Наброски социальной программы Чернышевского остались расплывчатыми или непоследовательными заметками, — сплошь и рядом, одновременно и тем, и другим. Но «конкретные» подробности, основанные на «реальном» опыте, адресовались представителям широких народных масс, обретших, наконец-то, свой достойный рупор — толкователя вседневных нужд и запросов. Заветнейшие чаяния и переживания свои Чернышевский излил на страницы романа «Что делать?» — социальной утопии, написанной из рук вон бездарно, и разом превратившейся в настольную книгу, буквально властвовавшую тогдашними русскими настроениями. Это наставительное сочинение описывает «новых людей», членов грядущего — свободного, нравственно чистого, трудолюбивого — социалистического содружества; соблазнительная искренность и нравственный пыл «Что делать?» заворожили воображение идеалистически мысливших отпрысков состоятельных семей, маявшихся чувством «вины перед народом», снабдили их отличными образцами для подражания — следуя коим, целое поколение революционеров закаляло, воспитывало себя, готовилось бросать вызов существующим условностям, обычаям и законам, а ссылку или казнь принимать с олимпийским равнодушием.
Чернышевский проповедовал наивный утилитаризм.
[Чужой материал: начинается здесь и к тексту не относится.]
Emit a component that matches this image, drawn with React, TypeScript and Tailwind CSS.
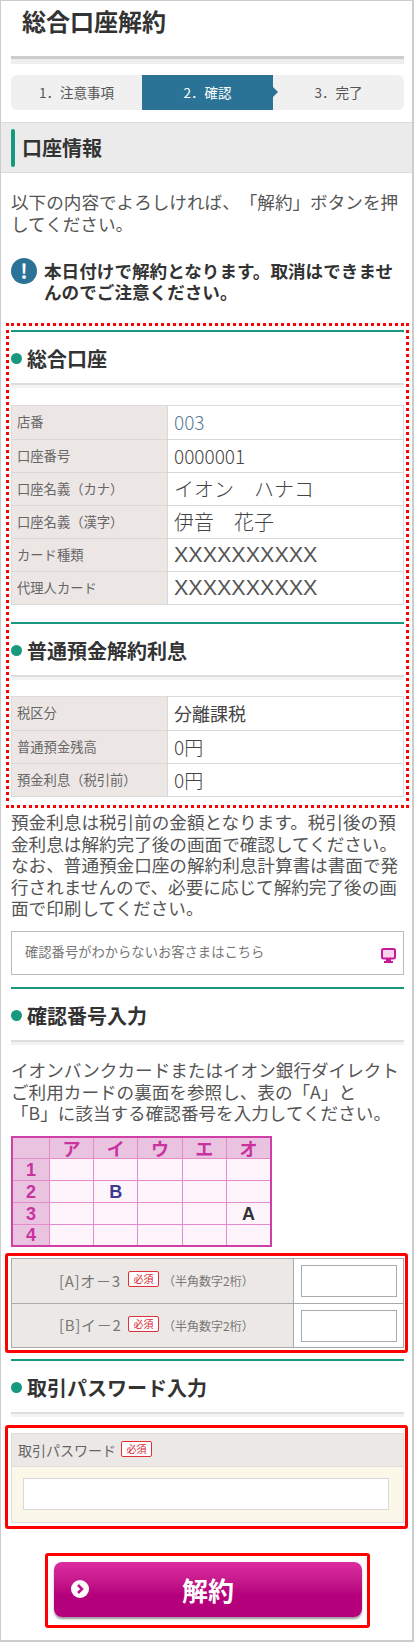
const font = "font-['Noto_Sans_CJK_JP','Liberation_Sans',sans-serif] [text-spacing-trim:space-all]"

function Heading({ children }: { children: React.ReactNode }) {
    return (
        <div className="border-t-2 border-[#16997f]">
            <div className="h-[51px] flex items-center gap-[5px]">
                <span className="w-[11px] h-[11px] rounded-full bg-[#16997f] mt-[1px]"></span>
                <h2 className="text-[20px] font-bold text-[#333] leading-none pt-[3px]">{children}</h2>
            </div>
            <div className="h-[5px] border-t-2 border-[#dedede] bg-[#f3f3f3]"></div>
        </div>
    )
}

function InfoTable({ rows }: { rows: { label: string; value: string; className?: string }[] }) {
    return (
        <div className="border border-[#dcdcdc]">
            {rows.map((row, i) => (
                <div key={row.label} className={`flex h-[33px] ${i > 0 ? "border-t border-[#d8d8d8]" : ""}`}>
                    <div className="w-[156px] bg-[#ece7e5] border-r border-[#d8d8d8] pl-[5px] pb-[1px] flex items-center text-[13.3px] text-[#666] whitespace-nowrap">
                        {row.label}
                    </div>
                    <div className={`flex-1 pl-[6px] flex items-center ${row.className ?? "text-[19px] font-light text-[#444]"}`}>
                        {row.value}
                    </div>
                </div>
            ))}
        </div>
    )
}

function Required() {
    return (
        <span className="w-[31px] h-[16px] border border-[#e0313a] rounded-[2px] bg-white text-[#d8232c] text-[10px] leading-none flex items-center justify-center">
            必須
        </span>
    )
}

function CodeRow({ label, first }: { label: string; first?: boolean }) {
    return (
        <div className={`flex h-[44px] ${first ? "" : "border-t border-[#aaa]"}`}>
            <div className="w-[282px] bg-[#ece8e5] border-r border-[#aaa] pl-[47px] flex items-center text-[#777]">
                <span className="text-[15px] tracking-[0.7px] w-[69px] whitespace-nowrap">{label}</span>
                <span className="-mt-[4px]"><Required /></span>
                <span className="text-[12px] ml-[4px] whitespace-nowrap">（半角数字2桁）</span>
            </div>
            <div className="flex-1 flex items-center justify-center">
                <input className="w-[96px] h-[32px] border border-[#aaa] bg-white" />
            </div>
        </div>
    )
}

const kana = ["ア", "イ", "ウ", "エ", "オ"]

function CodeGrid() {
    return (
        <div className="w-[261px] border-2 border-[#cf3fa5] grid grid-cols-[36px_1fr_1fr_1fr_1fr_1fr] grid-rows-[20px_21px_21px_21px_20px] gap-px bg-[#e48ccb] font-bold text-[18px] leading-none">
            <div className="bg-[#e9c3df]"></div>
            {kana.map((k) => (
                <div key={k} className="bg-[#e9c3df] text-[#c9339f] flex items-center justify-center">{k}</div>
            ))}
            {[1, 2, 3, 4].map((n) => (
                <div key={n} className="contents font-['Liberation_Sans',sans-serif]">
                    <div className="bg-[#e9c3df] text-[#c9339f] flex items-center justify-center">{n}</div>
                    {kana.map((k) => (
                        <div key={k} className="bg-[#fdf4fc] flex items-center justify-center">
                            {n === 2 && k === "イ" && <span className="text-[#3d3a8f]">B</span>}
                            {n === 3 && k === "オ" && <span className="text-[#333]">A</span>}
                        </div>
                    ))}
                </div>
            ))}
        </div>
    )
}

export default function App() {
    return (
        <div className={`${font} w-[414px] h-[1642px] bg-white border border-[#ccc] border-r-2 border-b-2 pl-[10px] pr-[8px] overflow-hidden`}>
            <div className="h-[55px] pl-[11px] pt-[2px] text-[24px] font-bold text-[#333] leading-[36px]">総合口座解約</div>
            <div className="h-[8px] border-t-[3px] border-[#ccc] bg-[#eee]"></div>

            <div className="mt-[11px] h-[35px] flex bg-[#f0f0f0] rounded-[6px] text-[13.5px] text-[#555]">
                <div className="w-[131px] flex items-center justify-center">1．注意事項</div>
                <div className="relative w-[131px] bg-[#2b7396] text-white flex items-center justify-center">
                    2．確認
                    <span className="absolute -right-[5px] top-[12px] border-y-[5px] border-y-transparent border-l-[5px] border-l-[#2b7396]"></span>
                </div>
                <div className="flex-1 flex items-center justify-center">3．完了</div>
            </div>

            <div className="mt-[12px] -ml-[10px] -mr-[8px] h-[51px] bg-[#ebebeb] border-y border-[#dcdcdc] pl-[10px] flex items-center gap-[7px]">
                <span className="w-[4px] h-[38px] rounded-[2px] bg-[#16997f]"></span>
                <h2 className="text-[20px] font-bold text-[#333]">口座情報</h2>
            </div>

            <p className="mt-[18px] text-[17.6px] leading-[22px] text-[#555]">
                以下の内容でよろしければ、「解約」ボタンを押してください。
            </p>

            <div className="mt-[25px] flex items-start gap-[7px]">
                <span className="mt-[-2px] w-[26px] h-[26px] shrink-0 rounded-full bg-[#2b7396] text-white font-bold text-[20px] leading-[26px] text-center">!</span>
                <p className="text-[17.6px] leading-[21px] font-bold text-[#333]">
                    本日付けで解約となります。取消はできませんのでご注意ください。
                </p>
            </div>

            <div className="mt-[21px] -ml-[5px] -mr-[5px] border-[3px] border-dotted border-[#f00] pl-[2px] pr-[2px] pt-[4px] pb-[8px]">
                <Heading>総合口座</Heading>
                <div className="mt-[17px]">
                    <InfoTable
                        rows={[
                            { label: "店番", value: "003", className: "text-[19px] font-light text-[#5a7a9a]" },
                            { label: "口座番号", value: "0000001" },
                            { label: "口座名義（カナ）", value: "イオン　ハナコ", className: "text-[20px] font-light text-[#444]" },
                            { label: "口座名義（漢字）", value: "伊音　花子", className: "text-[20px] font-light text-[#444]" },
                            { label: "カード種類", value: "XXXXXXXXXX", className: "text-[21.5px] text-[#555] font-['Liberation_Sans',sans-serif]" },
                            { label: "代理人カード", value: "XXXXXXXXXX", className: "text-[21.5px] text-[#555] font-['Liberation_Sans',sans-serif]" },
                        ]}
                    />
                </div>
                <div className="mt-[17px]">
                    <Heading>普通預金解約利息</Heading>
                </div>
                <div className="mt-[16px]">
                    <InfoTable
                        rows={[
                            { label: "税区分", value: "分離課税", className: "text-[18px] text-[#444]" },
                            { label: "普通預金残高", value: "0円" },
                            { label: "預金利息（税引前）", value: "0円" },
                        ]}
                    />
                </div>
            </div>

            <p className="mt-[3px] text-[17.6px] leading-[21.5px] text-[#555]">
                預金利息は税引前の金額となります。税引後の預金利息は解約完了後の画面で確認してください。なお、普通預金口座の解約利息計算書は書面で発行されませんので、必要に応じて解約完了後の画面で印刷してください。
            </p>

            <div className="mt-[12.5px] h-[44px] border border-[#bbb] pl-[13px] pr-[7px] flex items-center justify-between text-[13.3px] text-[#777]">
                <span className="-mt-[3px]">確認番号がわからないお客さまはこちら</span>
                <svg width="15" height="15" viewBox="0 0 15 15" className="mt-[5px]">
                    <rect x="1" y="1" width="13" height="9.5" rx="1.5" fill="#f6d5ec" stroke="#c9189a" strokeWidth="2" />
                    <rect x="5" y="11" width="5" height="2" fill="#c9189a" />
                    <rect x="3" y="13" width="9" height="2" fill="#c9189a" />
                </svg>
            </div>

            <div className="mt-[12px]">
                <Heading>確認番号入力</Heading>
            </div>

            <p className="mt-[14px] text-[17.6px] leading-[21.5px] text-[#555]">
                イオンバンクカードまたはイオン銀行ダイレクトご利用カードの裏面を参照し、表の「A」と<br />「B」に該当する確認番号を入力してください。
            </p>

            <div className="mt-[12.5px]">
                <CodeGrid />
            </div>

            <div className="mt-[6px] -ml-[6px] -mr-[4px] border-[3px] border-[#f00] rounded-[3px] pl-[3px] pr-[1px] py-[2px]">
                <div className="border border-[#aaa]">
                    <CodeRow label="[A]オ－3" first />
                    <CodeRow label="[B]イ－2" />
                </div>
            </div>

            <div className="mt-[6px]">
                <Heading>取引パスワード入力</Heading>
            </div>

            <div className="mt-[8px] -ml-[6px] -mr-[4px] border-[3px] border-[#f00] rounded-[3px] pl-[3px] pr-[1px] pt-[5px] pb-[3px]">
                <div className="border border-[#ddd] h-[90px]">
                    <div className="h-[33px] bg-[#ece8e5] border-b border-[#ddd] pl-[6px] flex items-center gap-[5px] text-[14px] text-[#666]">
                        取引パスワード
                        <span className="-mt-[3px]"><Required /></span>
                    </div>
                    <div className="h-[55px] bg-[#fbf8ea] pl-[11px] pt-[11px]">
                        <input className="block w-[366px] h-[32px] border border-[#d8d8d8] bg-white" />
                    </div>
                </div>
            </div>

            <div className="mt-[24px] ml-[34px] w-[325px] h-[75px] border-[3px] border-[#f00] rounded-[3px] pl-[6px] pt-[6px]">
                <button className="relative w-[308px] h-[55px] rounded-[8px] bg-gradient-to-b from-[#dc2da0] to-[#b5007c] to-60% shadow-[0_2px_2px_#999] text-white font-bold text-[26px] leading-[55px] text-center">
                    <svg width="18" height="18" viewBox="0 0 18 18" className="absolute left-[17px] top-[18px]">
                        <circle cx="9" cy="9" r="9" fill="#fff" />
                        <path d="M7 5l4 4-4 4" fill="none" stroke="#c0108a" strokeWidth="2.5" />
                    </svg>
                    解約
                </button>
            </div>
        </div>
    )
}
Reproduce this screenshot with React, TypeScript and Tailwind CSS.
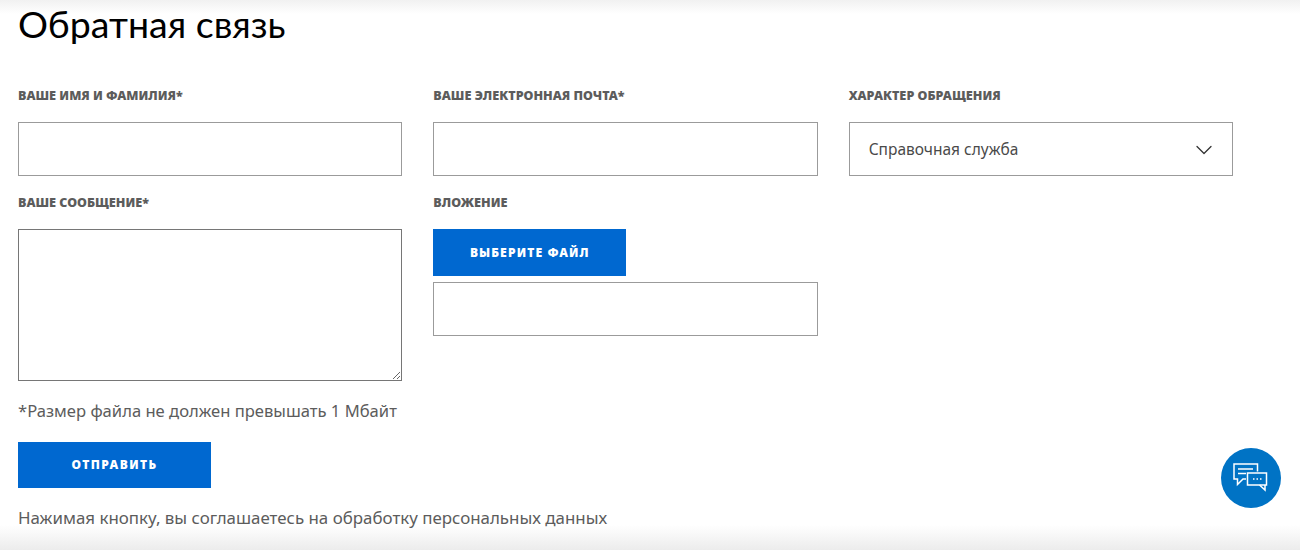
import React from "react";
import { ChevronDown } from "lucide-react";

function FieldLabel({ children }: { children: React.ReactNode }) {
    return <label className="block h-[33px] text-[12.5px] leading-[14px] font-black text-[#5c5c5c] uppercase">{children}</label>;
}

function ChatIcon() {
    return (
        <svg width="36" height="30" viewBox="0 0 36 30" fill="none" stroke="white" strokeWidth="1.5">
            <path d="M24.5 8.5V1H1v15h3.5v5.5l5.5-5.5h3" />
            <path d="M5 6h15M5 10.5h8" />
            <rect x="14.5" y="10" width="19" height="12" />
            <path d="M26.5 22l5.5 5v-5" />
            <path d="M20 16h1.5M23.5 16h1.5M27 16h1.5" strokeWidth="1.6" />
        </svg>
    );
}

export default function App() {
    return (
        <div className="relative h-[550px] w-[1300px] overflow-hidden bg-white font-['Noto_Sans','Lato',sans-serif]">
            <div className="absolute inset-x-0 top-0 h-[14px] bg-gradient-to-b from-[#f1f1f1] to-white" />
            <div className="absolute inset-x-0 bottom-0 h-[25px] bg-gradient-to-t from-[#ececec] to-white" />

            <div className="relative pl-[18px] pt-[4px]">
                <h1 className="font-['Lato'] text-[37.5px] leading-[40px] font-normal text-black">Обратная связь</h1>

                <div className="mt-[45px] grid w-[1215px] grid-cols-3 gap-x-[31px]">
                    <div>
                        <FieldLabel>Ваше имя и фамилия*</FieldLabel>
                        <input className="block h-[54px] w-full border border-[#9b9b9b] bg-white" />
                    </div>
                    <div>
                        <FieldLabel>Ваше электронная почта*</FieldLabel>
                        <input className="block h-[54px] w-full border border-[#9b9b9b] bg-white" />
                    </div>
                    <div>
                        <FieldLabel>Характер обращения</FieldLabel>
                        <div className="flex h-[54px] w-full items-center justify-between border border-[#9b9b9b] bg-white pl-[19px] pr-[14px] pt-[2px] text-[15.5px] text-[#4a4a4a]">
                            <span>Справочная служба</span>
                            <ChevronDown size={28} strokeWidth={1.1} className="text-[#333333]" />
                        </div>
                    </div>

                    <div className="mt-[20px]">
                        <FieldLabel>Ваше сообщение*</FieldLabel>
                        <textarea className="block h-[152px] w-full border border-[#767676] bg-white" />
                    </div>
                    <div className="mt-[20px]">
                        <FieldLabel>Вложение</FieldLabel>
                        <button className="flex h-[47px] w-[193px] items-center justify-center bg-[#0068d0] text-[12px] font-black tracking-[1.1px] text-white uppercase">
                            Выберите файл
                        </button>
                        <input className="mt-[6px] block h-[54px] w-full border border-[#9b9b9b] bg-white" />
                    </div>
                </div>

                <p className="mt-[20px] text-[16.6px] leading-[20px] text-[#5c5c5c]">*Размер файла не должен превышать 1 Мбайт</p>

                <button className="mt-[21px] flex h-[46px] w-[193px] items-center justify-center bg-[#0068d0] text-[12px] font-black tracking-[1.4px] text-white uppercase">
                    Отправить
                </button>

                <p className="mt-[20px] text-[16.9px] leading-[20px] text-[#5c5c5c]">Нажимая кнопку, вы соглашаетесь на обработку персональных данных</p>
            </div>

            <div className="absolute left-[1221px] top-[448px] flex h-[60px] w-[60px] items-center justify-center rounded-full bg-[#0073c5]">
                <ChatIcon />
            </div>
        </div>
    );
}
Подобно Джеймсу Миллю и, возможно, Бентаму, он утверждал: натура человеческая в основе своей — незыблемая совокупность естественных процессов и свойств, подлежащая физиологическому анализу, а стало быть, людское счастье можно предельно увеличить посредством научного планирования и научной же «реализации планов». Придя к выводу, что художественная проза и литературная критика суть единственные средства радикальной пропаганды в пределах России, Чернышевский наводнял «Современник», журнал, который издавал совместно с Некрасовым, столь насыщенным раствором открыто социалистических доктрин, сколь возможно было под видом изящной словесности вливать в открытую печать. Ему содействовал неистовый молодой критик Добролюбов — человек по-настоящему талантливый (чего не скажешь о Чернышевском), а в страстном желании проповедовать и наставлять заходивший еще дальше Николая Гавриловича. Эстетические воззрения обоих фанатиков были сугубо утилитарными.